## Provided entries
☆ ☆ ☆ ☆

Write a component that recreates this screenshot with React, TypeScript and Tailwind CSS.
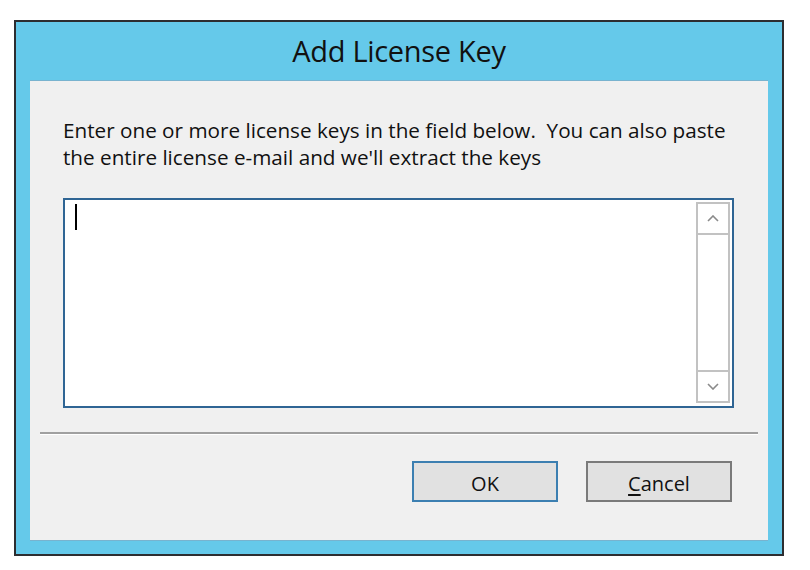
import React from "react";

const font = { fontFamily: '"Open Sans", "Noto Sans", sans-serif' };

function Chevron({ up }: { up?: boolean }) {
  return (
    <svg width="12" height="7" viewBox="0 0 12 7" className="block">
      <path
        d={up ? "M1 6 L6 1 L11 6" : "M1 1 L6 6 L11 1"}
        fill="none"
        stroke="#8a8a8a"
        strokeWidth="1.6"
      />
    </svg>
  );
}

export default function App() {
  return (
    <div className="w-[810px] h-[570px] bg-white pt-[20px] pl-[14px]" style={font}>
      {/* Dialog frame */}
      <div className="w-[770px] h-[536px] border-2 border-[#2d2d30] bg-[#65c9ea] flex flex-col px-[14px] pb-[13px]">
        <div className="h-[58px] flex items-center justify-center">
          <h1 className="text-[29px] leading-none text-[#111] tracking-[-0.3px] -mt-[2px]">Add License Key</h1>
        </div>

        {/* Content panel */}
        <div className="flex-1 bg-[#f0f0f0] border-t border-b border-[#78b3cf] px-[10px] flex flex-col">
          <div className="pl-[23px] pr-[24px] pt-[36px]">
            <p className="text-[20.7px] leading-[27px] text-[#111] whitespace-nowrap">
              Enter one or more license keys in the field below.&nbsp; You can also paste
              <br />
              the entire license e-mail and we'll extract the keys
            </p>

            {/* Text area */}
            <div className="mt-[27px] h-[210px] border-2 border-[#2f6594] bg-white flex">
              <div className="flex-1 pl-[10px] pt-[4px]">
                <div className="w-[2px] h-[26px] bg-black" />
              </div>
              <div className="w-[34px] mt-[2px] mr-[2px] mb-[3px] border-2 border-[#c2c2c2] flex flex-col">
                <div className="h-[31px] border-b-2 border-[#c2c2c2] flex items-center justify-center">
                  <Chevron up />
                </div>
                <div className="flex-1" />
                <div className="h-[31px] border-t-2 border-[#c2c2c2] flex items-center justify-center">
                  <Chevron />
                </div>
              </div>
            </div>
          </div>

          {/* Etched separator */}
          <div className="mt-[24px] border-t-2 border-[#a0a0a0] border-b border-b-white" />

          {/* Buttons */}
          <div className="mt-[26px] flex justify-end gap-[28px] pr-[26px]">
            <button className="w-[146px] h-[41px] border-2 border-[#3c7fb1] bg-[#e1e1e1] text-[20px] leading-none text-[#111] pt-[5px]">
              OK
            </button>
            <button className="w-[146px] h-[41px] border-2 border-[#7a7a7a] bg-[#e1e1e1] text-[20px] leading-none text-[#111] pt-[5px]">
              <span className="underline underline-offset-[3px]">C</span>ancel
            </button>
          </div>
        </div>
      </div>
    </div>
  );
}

☆ ☆ ☆ ☆

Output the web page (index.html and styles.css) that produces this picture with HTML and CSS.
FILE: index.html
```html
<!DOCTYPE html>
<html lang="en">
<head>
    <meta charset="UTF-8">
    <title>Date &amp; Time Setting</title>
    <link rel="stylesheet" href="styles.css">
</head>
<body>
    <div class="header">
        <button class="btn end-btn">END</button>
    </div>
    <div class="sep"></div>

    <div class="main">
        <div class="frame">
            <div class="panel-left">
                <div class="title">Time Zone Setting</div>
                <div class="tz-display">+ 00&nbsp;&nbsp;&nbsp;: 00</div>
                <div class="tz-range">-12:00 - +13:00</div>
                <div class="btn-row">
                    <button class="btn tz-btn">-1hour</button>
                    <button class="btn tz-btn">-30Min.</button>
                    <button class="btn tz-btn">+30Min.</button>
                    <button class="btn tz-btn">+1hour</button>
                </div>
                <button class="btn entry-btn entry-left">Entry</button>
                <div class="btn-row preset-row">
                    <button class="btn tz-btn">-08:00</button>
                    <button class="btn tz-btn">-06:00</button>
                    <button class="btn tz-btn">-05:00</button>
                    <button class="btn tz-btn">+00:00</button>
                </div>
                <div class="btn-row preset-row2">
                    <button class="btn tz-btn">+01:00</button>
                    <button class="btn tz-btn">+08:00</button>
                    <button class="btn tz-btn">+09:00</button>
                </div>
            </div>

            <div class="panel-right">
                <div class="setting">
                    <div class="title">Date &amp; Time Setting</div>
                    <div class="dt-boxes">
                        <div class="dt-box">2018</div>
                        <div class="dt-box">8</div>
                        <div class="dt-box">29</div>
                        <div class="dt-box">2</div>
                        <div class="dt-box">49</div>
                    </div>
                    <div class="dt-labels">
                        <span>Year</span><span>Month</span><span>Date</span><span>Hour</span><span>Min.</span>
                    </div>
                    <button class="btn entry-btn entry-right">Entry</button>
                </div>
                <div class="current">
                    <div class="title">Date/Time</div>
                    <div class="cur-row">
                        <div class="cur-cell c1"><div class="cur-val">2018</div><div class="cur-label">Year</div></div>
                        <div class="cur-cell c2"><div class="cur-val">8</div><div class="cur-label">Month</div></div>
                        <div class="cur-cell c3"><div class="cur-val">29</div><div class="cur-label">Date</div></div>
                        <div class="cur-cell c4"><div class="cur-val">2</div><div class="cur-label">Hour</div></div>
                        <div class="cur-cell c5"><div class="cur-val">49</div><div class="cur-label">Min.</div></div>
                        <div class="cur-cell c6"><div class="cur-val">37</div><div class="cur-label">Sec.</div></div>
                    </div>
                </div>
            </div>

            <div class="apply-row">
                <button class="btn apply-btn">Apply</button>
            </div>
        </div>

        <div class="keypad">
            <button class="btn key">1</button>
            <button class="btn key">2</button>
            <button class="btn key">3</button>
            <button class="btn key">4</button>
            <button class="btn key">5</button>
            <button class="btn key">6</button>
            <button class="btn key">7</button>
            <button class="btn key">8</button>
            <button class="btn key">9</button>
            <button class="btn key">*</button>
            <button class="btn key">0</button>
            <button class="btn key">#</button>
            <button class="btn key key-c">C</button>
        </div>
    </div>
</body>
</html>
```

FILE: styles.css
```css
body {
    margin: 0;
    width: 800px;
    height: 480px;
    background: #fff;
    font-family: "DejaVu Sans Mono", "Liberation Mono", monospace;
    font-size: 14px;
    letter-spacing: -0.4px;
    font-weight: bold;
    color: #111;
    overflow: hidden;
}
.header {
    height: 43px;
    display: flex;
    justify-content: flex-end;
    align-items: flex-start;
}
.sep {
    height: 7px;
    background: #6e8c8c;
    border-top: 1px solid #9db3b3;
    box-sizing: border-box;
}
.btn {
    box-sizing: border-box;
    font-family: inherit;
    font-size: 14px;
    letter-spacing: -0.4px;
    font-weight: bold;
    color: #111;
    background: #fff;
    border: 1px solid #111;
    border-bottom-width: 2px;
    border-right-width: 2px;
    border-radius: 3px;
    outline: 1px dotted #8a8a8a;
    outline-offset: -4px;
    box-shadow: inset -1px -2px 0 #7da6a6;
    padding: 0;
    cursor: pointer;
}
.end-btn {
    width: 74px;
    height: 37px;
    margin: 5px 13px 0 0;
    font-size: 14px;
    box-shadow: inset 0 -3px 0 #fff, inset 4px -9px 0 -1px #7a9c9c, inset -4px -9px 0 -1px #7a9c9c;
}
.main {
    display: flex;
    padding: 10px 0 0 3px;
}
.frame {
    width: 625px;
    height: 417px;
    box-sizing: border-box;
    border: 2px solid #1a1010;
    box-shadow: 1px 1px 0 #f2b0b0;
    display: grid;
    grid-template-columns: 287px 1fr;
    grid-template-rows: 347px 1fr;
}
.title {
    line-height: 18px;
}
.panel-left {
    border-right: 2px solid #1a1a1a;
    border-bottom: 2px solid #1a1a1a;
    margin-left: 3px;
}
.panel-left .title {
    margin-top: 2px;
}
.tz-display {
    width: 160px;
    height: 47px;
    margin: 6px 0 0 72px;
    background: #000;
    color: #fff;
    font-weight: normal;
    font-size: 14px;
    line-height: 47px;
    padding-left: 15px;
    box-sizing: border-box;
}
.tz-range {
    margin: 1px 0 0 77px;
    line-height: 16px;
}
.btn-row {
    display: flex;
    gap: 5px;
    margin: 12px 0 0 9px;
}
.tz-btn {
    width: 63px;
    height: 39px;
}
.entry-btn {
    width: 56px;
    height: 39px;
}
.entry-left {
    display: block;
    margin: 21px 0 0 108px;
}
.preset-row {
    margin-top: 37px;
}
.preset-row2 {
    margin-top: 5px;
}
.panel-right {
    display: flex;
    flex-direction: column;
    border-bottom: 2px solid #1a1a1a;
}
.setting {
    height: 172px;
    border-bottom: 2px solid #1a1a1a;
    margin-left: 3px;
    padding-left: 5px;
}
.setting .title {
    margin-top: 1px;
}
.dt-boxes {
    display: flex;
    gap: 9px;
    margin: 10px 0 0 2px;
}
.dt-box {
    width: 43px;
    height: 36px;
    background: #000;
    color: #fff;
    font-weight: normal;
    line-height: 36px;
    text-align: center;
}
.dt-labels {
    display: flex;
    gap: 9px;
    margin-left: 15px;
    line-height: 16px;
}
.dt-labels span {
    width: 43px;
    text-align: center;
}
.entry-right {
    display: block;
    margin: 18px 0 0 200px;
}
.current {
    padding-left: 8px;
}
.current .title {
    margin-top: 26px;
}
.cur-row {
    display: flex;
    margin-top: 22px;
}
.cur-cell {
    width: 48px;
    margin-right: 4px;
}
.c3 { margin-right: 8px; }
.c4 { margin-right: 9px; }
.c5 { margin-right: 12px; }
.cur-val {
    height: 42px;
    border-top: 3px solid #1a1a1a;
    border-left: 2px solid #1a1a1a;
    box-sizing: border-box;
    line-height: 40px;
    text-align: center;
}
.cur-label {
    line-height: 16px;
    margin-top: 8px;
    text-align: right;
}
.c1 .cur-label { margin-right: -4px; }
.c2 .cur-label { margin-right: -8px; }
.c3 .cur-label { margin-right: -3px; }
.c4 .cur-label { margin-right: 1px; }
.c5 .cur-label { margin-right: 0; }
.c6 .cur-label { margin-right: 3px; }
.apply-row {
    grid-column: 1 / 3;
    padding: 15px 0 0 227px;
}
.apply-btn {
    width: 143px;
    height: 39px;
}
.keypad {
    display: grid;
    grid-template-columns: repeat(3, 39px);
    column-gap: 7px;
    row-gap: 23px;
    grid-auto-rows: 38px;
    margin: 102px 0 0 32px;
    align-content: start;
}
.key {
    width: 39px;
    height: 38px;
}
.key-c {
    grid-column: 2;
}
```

☆ ☆ ☆ ☆

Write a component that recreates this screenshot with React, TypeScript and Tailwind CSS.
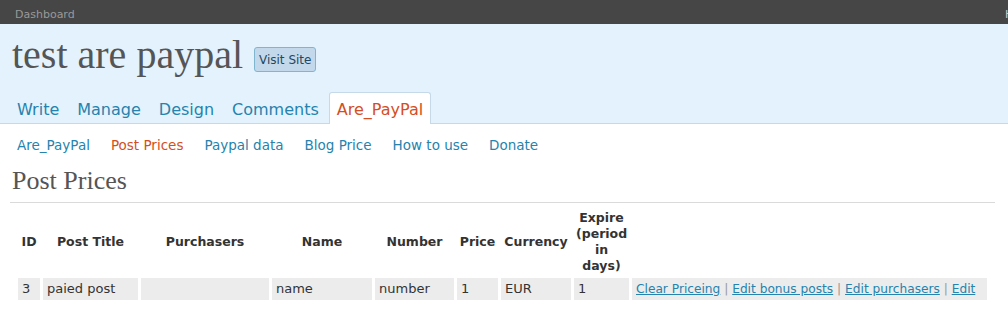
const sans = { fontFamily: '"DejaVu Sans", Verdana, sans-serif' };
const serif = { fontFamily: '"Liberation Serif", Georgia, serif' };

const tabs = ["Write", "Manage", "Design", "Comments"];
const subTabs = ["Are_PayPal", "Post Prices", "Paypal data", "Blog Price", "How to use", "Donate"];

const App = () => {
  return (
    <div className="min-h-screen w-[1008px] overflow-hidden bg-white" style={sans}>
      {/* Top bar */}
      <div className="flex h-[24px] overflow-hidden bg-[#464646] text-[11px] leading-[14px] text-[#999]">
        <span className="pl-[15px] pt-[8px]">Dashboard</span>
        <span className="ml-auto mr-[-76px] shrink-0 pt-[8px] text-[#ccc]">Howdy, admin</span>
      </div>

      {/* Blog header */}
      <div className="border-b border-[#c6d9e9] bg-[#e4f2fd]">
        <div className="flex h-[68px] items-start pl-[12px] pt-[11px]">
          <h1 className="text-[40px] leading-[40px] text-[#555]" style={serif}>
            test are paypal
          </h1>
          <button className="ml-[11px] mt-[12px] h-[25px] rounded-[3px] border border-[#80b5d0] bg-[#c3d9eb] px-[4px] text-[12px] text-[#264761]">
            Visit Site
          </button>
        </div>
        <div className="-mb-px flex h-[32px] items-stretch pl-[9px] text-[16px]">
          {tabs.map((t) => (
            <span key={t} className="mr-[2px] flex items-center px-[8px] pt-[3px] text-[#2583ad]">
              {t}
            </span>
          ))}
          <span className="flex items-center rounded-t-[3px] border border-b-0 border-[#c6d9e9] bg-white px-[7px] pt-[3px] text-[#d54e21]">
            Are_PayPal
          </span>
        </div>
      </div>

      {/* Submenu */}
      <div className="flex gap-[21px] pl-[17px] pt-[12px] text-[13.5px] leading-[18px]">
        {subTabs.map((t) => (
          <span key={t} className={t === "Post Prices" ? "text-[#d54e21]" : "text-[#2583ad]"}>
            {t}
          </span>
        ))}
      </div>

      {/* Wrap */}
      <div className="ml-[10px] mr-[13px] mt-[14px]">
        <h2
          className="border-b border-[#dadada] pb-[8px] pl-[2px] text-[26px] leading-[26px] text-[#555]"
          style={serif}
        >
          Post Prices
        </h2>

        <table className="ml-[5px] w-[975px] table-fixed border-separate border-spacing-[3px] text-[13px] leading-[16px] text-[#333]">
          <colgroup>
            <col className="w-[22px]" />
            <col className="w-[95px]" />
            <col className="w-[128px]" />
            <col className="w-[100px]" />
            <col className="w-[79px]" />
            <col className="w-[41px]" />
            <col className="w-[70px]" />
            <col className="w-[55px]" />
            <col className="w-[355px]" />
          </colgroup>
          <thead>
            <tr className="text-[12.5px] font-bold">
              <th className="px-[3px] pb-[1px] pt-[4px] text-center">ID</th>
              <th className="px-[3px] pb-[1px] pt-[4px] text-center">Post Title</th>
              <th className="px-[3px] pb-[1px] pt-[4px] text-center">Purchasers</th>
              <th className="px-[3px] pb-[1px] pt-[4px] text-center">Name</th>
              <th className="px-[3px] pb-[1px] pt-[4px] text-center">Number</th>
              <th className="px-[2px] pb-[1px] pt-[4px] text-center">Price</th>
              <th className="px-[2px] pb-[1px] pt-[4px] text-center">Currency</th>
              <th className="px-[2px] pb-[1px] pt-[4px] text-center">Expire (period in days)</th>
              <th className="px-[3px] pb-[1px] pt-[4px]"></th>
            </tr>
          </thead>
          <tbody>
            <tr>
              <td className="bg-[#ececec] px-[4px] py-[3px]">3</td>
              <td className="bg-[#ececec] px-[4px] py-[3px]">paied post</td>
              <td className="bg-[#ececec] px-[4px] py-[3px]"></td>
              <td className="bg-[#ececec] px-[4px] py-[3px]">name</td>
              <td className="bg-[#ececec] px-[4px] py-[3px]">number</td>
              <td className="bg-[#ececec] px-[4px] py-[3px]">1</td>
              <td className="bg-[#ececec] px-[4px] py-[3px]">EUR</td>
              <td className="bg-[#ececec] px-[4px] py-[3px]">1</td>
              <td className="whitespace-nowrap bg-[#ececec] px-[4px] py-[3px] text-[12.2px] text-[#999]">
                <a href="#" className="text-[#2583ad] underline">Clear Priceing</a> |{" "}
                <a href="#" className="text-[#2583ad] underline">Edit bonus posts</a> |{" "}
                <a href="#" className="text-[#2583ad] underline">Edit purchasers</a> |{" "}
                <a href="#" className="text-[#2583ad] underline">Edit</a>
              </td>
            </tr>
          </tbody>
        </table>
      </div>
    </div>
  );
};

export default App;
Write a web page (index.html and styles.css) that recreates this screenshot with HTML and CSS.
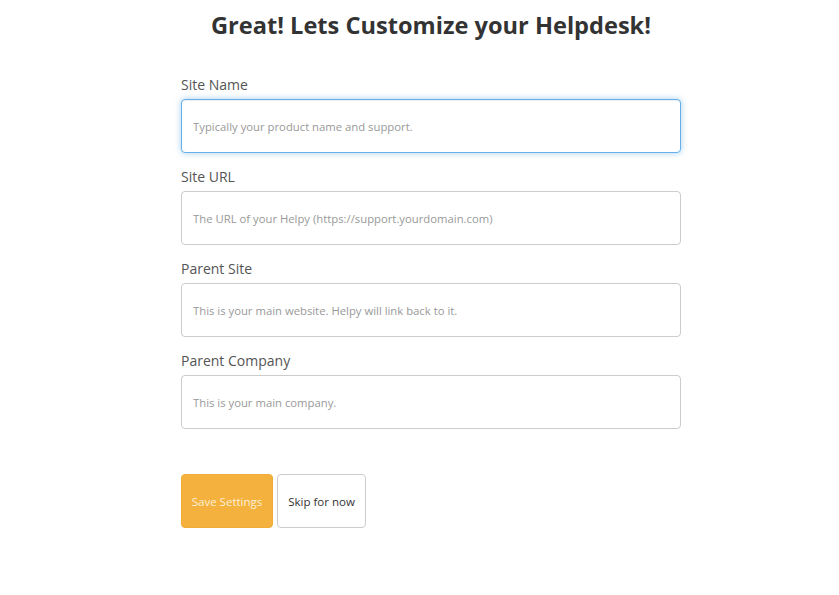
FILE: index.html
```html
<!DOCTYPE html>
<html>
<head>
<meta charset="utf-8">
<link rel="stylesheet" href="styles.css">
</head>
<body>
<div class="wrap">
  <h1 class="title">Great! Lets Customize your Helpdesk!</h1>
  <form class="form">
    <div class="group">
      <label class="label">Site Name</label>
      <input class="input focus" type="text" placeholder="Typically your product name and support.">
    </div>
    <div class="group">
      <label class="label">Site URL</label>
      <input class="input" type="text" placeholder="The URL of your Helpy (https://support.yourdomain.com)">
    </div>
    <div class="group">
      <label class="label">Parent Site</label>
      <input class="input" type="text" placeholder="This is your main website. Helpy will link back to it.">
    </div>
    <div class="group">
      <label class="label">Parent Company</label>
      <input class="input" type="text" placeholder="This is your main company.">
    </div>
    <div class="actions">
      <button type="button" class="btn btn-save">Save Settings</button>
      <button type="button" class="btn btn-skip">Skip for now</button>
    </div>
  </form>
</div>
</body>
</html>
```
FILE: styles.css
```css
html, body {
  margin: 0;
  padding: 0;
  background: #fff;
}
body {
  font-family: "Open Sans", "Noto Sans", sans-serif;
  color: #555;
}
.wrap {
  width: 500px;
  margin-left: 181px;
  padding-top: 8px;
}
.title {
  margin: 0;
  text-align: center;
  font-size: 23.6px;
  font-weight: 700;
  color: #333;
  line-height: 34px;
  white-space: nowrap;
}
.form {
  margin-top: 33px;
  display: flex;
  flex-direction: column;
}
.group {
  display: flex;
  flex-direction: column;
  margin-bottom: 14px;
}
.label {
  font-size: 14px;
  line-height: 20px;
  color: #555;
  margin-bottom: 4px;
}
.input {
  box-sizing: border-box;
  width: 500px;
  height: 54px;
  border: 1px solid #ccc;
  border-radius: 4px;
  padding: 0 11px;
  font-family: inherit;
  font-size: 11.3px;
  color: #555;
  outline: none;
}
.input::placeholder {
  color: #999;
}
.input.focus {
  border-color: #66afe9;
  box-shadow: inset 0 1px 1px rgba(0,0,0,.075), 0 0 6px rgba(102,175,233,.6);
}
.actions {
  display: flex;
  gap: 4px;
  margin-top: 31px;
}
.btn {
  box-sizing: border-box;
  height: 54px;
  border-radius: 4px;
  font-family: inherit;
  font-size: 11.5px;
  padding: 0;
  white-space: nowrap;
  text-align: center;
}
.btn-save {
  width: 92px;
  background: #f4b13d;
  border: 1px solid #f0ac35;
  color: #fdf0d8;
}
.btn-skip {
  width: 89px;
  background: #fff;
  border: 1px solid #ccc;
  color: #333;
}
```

☆ ☆ ☆ ☆

## Your task
Lines that include the word "index" — how many are there in the data? Answer with the number alone.

## The result
4